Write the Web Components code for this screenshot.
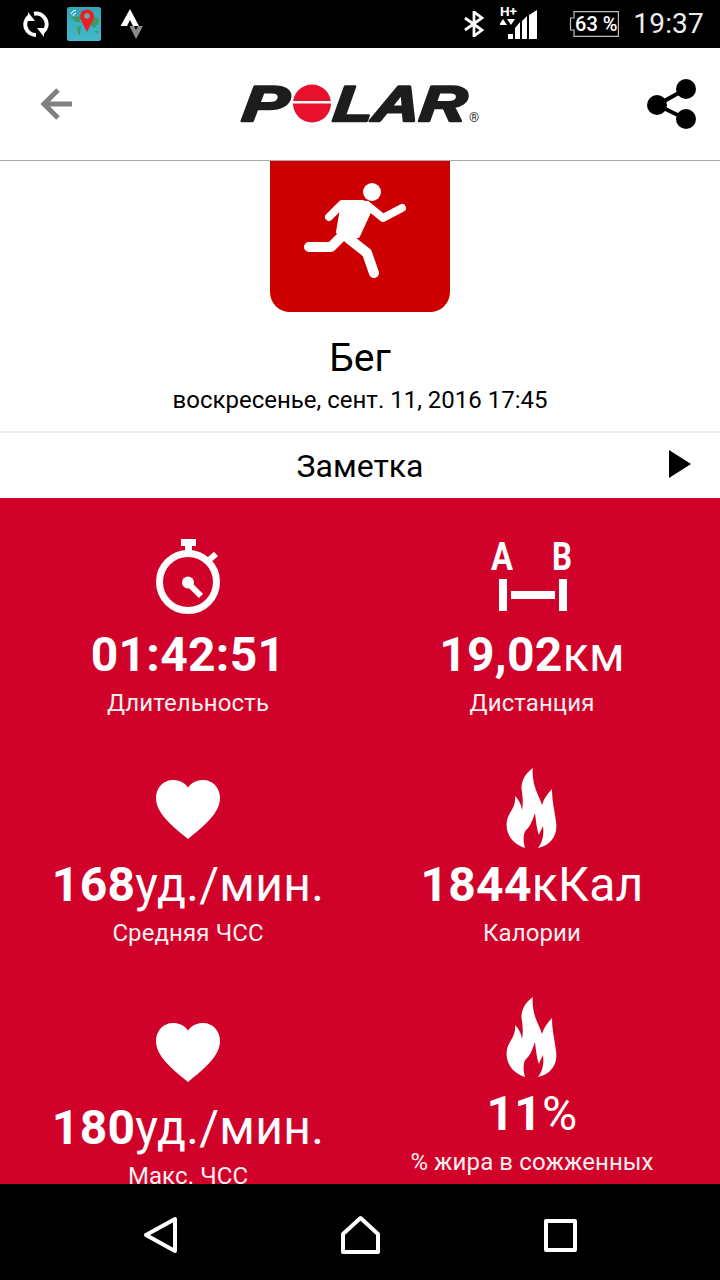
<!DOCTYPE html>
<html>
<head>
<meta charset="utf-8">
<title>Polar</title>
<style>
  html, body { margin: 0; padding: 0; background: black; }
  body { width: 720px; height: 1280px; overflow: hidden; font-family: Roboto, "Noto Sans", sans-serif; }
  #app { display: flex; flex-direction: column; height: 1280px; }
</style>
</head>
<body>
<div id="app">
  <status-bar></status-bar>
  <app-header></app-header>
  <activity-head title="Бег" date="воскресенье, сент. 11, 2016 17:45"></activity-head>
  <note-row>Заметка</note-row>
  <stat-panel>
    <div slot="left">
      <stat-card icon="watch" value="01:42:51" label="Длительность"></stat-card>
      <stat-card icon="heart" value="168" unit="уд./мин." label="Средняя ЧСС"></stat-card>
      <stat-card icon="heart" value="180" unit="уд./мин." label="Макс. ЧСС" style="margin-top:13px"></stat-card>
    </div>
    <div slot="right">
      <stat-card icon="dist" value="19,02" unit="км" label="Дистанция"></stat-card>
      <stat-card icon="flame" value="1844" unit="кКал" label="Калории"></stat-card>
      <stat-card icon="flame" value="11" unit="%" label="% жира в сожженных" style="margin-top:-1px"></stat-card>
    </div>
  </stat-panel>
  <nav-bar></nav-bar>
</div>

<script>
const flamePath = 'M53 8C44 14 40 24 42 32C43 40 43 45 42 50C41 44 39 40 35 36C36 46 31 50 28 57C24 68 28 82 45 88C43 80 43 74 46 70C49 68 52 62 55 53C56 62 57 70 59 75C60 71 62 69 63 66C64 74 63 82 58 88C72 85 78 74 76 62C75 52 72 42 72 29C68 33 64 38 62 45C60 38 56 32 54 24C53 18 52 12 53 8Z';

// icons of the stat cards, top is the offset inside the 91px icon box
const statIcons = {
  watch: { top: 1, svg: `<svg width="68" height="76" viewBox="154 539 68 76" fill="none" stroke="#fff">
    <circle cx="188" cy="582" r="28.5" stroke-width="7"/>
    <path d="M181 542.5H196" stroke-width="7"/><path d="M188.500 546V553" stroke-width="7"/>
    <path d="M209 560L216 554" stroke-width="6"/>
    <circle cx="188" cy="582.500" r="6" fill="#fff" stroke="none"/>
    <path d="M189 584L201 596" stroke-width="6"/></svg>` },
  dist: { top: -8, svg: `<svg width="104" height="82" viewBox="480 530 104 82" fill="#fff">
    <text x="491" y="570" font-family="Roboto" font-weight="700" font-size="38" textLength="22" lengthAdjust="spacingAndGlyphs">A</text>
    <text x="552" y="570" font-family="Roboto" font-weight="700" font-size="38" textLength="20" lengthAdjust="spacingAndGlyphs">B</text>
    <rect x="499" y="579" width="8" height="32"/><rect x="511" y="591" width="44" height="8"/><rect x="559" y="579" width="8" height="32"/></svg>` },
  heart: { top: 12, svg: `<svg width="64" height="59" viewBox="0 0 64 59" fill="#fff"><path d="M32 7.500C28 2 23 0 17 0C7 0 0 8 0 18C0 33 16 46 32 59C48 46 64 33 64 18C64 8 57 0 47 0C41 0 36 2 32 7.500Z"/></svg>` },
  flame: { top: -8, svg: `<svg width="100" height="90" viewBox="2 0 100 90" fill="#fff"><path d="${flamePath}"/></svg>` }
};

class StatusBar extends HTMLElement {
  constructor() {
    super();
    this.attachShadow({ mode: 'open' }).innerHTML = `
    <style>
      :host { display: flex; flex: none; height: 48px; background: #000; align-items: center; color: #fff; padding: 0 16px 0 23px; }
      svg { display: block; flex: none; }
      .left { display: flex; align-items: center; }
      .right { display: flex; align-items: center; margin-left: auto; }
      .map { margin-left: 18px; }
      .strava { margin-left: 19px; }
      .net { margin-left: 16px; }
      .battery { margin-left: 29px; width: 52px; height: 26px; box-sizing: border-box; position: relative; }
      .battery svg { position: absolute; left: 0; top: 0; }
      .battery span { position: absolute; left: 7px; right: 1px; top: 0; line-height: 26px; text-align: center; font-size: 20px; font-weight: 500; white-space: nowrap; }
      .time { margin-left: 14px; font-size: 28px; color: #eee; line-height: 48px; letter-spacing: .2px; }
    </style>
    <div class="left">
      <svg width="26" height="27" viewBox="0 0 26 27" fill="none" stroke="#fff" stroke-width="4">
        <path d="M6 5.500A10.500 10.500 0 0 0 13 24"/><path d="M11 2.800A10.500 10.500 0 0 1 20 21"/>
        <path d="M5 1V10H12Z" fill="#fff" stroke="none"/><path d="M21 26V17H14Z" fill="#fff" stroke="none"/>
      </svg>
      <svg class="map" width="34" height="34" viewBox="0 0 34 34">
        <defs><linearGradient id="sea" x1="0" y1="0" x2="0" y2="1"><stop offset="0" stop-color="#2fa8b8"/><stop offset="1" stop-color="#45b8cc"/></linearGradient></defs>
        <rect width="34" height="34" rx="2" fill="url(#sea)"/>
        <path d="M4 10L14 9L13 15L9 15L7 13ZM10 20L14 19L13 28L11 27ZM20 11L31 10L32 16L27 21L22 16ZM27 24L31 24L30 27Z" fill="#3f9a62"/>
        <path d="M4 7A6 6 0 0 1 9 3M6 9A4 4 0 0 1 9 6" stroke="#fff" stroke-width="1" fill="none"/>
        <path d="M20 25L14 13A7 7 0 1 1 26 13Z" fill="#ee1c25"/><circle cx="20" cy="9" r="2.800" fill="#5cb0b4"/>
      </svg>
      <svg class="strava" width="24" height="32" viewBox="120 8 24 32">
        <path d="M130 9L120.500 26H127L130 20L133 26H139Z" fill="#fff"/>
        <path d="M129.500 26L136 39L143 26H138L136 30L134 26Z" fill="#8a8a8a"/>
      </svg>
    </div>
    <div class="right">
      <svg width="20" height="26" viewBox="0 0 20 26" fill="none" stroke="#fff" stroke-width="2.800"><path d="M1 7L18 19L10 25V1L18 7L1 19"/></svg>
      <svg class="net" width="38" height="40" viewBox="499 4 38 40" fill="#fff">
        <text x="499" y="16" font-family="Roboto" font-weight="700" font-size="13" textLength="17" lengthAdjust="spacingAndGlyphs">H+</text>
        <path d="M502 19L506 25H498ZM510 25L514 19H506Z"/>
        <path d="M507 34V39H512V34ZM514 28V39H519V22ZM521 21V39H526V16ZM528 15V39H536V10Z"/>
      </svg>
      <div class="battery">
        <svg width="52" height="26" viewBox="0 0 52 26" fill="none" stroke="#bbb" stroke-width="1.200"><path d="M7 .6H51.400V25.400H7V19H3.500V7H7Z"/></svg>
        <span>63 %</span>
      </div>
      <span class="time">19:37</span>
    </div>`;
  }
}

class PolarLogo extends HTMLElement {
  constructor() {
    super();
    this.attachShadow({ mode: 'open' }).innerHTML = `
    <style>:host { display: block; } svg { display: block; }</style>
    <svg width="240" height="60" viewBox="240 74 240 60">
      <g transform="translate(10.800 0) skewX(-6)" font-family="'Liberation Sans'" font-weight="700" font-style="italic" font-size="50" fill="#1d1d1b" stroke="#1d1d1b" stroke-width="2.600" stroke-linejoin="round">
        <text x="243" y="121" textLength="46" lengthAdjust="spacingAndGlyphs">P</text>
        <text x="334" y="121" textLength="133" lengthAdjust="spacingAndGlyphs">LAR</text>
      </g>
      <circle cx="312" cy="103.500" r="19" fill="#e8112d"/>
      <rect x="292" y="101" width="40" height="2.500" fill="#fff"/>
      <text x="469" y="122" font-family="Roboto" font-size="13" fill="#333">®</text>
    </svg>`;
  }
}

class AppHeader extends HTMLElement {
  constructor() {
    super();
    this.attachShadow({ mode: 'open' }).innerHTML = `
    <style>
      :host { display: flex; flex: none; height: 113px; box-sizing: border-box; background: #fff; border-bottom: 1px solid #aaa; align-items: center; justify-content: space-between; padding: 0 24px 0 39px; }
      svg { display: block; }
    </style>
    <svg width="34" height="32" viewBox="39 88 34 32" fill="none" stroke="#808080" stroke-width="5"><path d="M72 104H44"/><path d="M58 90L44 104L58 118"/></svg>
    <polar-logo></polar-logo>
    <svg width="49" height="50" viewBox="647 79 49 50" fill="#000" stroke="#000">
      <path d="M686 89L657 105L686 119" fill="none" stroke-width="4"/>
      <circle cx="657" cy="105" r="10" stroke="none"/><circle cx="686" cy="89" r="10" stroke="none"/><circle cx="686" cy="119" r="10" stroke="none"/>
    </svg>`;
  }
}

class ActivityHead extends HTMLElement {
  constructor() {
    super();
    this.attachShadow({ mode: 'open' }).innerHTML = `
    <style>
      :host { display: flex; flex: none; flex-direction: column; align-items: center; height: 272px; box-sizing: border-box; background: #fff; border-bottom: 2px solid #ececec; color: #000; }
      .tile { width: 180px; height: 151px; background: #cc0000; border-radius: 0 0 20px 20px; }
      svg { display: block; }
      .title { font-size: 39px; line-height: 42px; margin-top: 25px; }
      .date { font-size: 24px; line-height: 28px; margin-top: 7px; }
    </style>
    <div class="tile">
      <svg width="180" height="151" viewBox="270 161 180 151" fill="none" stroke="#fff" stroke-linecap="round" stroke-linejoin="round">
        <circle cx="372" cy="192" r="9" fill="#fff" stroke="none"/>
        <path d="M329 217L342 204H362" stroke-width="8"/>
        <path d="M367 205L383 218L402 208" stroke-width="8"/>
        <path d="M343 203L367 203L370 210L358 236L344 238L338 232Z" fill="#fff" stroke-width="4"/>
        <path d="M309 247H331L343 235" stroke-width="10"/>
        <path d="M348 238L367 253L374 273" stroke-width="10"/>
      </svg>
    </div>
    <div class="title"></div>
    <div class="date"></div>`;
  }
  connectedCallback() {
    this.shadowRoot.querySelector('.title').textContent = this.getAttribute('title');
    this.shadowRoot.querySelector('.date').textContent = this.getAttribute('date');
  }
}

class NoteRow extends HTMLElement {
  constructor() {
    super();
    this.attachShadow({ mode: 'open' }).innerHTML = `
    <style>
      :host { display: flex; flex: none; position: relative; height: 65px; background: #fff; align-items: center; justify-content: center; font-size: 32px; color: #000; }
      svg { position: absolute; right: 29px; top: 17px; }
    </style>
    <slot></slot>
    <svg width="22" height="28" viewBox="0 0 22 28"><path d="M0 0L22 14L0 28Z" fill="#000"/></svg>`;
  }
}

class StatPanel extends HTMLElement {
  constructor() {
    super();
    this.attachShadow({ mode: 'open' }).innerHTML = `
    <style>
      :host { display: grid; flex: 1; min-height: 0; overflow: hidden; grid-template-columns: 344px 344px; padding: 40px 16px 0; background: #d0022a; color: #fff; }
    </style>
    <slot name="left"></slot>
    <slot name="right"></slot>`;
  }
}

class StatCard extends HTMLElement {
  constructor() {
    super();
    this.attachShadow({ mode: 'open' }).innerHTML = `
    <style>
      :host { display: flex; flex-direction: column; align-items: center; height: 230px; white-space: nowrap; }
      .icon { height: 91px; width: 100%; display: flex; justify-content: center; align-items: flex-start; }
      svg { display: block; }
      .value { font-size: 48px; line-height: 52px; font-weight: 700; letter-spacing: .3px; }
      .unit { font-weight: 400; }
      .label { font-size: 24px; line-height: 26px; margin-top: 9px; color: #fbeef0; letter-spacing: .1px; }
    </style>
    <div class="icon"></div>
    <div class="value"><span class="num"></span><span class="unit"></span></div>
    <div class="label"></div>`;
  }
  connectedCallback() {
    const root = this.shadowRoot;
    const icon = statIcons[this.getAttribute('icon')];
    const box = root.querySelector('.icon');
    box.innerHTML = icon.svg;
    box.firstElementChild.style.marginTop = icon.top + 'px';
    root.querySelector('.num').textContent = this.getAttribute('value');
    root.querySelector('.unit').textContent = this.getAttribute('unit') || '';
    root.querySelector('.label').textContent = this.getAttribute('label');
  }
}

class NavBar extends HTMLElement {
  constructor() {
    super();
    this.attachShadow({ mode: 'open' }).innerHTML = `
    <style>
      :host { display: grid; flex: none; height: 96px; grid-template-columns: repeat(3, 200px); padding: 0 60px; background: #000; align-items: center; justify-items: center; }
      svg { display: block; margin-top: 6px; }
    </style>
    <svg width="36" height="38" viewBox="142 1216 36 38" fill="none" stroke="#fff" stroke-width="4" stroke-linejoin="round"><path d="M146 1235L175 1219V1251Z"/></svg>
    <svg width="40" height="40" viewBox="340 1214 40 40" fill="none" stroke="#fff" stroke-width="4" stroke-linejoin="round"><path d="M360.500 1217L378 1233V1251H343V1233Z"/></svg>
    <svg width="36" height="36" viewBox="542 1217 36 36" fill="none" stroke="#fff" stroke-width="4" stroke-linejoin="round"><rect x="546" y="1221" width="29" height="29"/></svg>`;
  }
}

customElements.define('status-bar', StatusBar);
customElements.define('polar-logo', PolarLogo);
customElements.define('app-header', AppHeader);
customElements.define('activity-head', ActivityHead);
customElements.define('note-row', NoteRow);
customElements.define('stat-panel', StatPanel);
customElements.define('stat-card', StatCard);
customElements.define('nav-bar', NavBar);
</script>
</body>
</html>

────────────────

## WHAT THE EXERCISE ASKS
Without the pictures, return the listing above from its first line through the line that has "const flamePath = 'M53".

## SOLUTION TO THIS TASK
Write the Web Components code for this screenshot.
<!DOCTYPE html>
<html>
<head>
<meta charset="utf-8">
<title>Polar</title>
<style>
  html, body { margin: 0; padding: 0; background: black; }
  body { width: 720px; height: 1280px; overflow: hidden; font-family: Roboto, "Noto Sans", sans-serif; }
  #app { display: flex; flex-direction: column; height: 1280px; }
</style>
</head>
<body>
<div id="app">
  <status-bar></status-bar>
  <app-header></app-header>
  <activity-head title="Бег" date="воскресенье, сент. 11, 2016 17:45"></activity-head>
  <note-row>Заметка</note-row>
  <stat-panel>
    <div slot="left">
      <stat-card icon="watch" value="01:42:51" label="Длительность"></stat-card>
      <stat-card icon="heart" value="168" unit="уд./мин." label="Средняя ЧСС"></stat-card>
      <stat-card icon="heart" value="180" unit="уд./мин." label="Макс. ЧСС" style="margin-top:13px"></stat-card>
    </div>
    <div slot="right">
      <stat-card icon="dist" value="19,02" unit="км" label="Дистанция"></stat-card>
      <stat-card icon="flame" value="1844" unit="кКал" label="Калории"></stat-card>
      <stat-card icon="flame" value="11" unit="%" label="% жира в сожженных" style="margin-top:-1px"></stat-card>
    </div>
  </stat-panel>
  <nav-bar></nav-bar>
</div>

<script>
const flamePath = 'M53 8C44 14 40 24 42 32C43 40 43 45 42 50C41 44 39 40 35 36C36 46 31 50 28 57C24 68 28 82 45 88C43 80 43 74 46 70C49 68 52 62 55 53C56 62 57 70 59 75C60 71 62 69 63 66C64 74 63 82 58 88C72 85 78 74 76 62C75 52 72 42 72 29C68 33 64 38 62 45C60 38 56 32 54 24C53 18 52 12 53 8Z';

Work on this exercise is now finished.